"Jay West" wrote:
Cameron wrote....
Username:/login:/Login:
Not your typical POP. I know who Level 3 is, and I do have an AOL login.
It's
interesting, however -- I was just expecting 8-bit "garbage" and not an
actual
prompt.
As I recall from foggy (possibly inaccurate) memory.... PPP supports "plain
text" login before PPP is initiated, and also supports logging in after PPP
I'm coming in midstream here, so sorry if I'm on the wrong thread. Most
terminal servers will recognize a PPP frame when presented at the login
prompt. And most pops contains terminal servers. In general you can
drive through the login prompt or use one of PPP's authentication
protocols.
In general ISP's don't configure them to allow access to any internal
shell. They usually just do authentication using RADIUS and then start
up a PPP session.
back in the day I did some work for ahem, a large company which sold big
terminal servers to a large company which subcontracted pops to another
large company. At that time AOL didn't use PPP. We ended up tunneling
their protocol inside a tcp session back to their servers.
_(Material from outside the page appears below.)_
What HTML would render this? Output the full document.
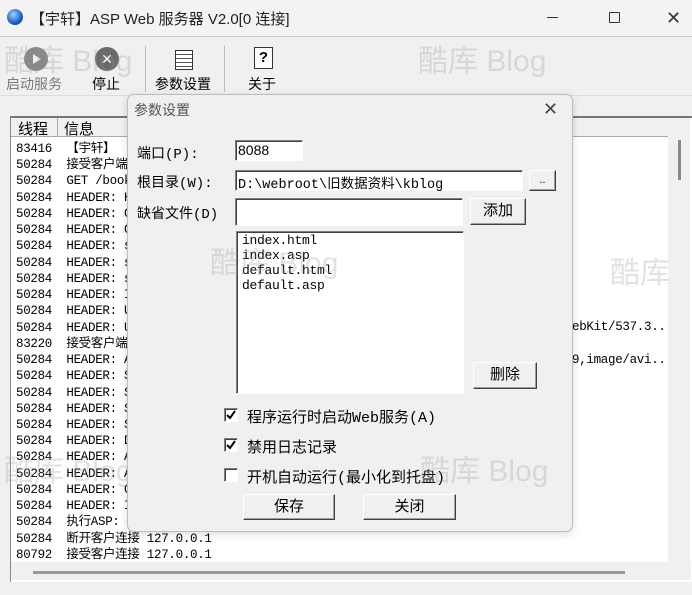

We certainly
supported PPP (and multicast) but the end customer (AOL) had 'special
needs' and a huge customer base. The box I worked on had 2000 modems in
it.
Most of isp style terminal servers will handle various flavors of audio
modems as well as v.56 and ISDN. And even voip in some cases (or maybe
lots these days). In the back it's all IP traffic.
Ascend was one big player. Cisco came in late. I worked for a company
which was bought by Nortel which came in the middle.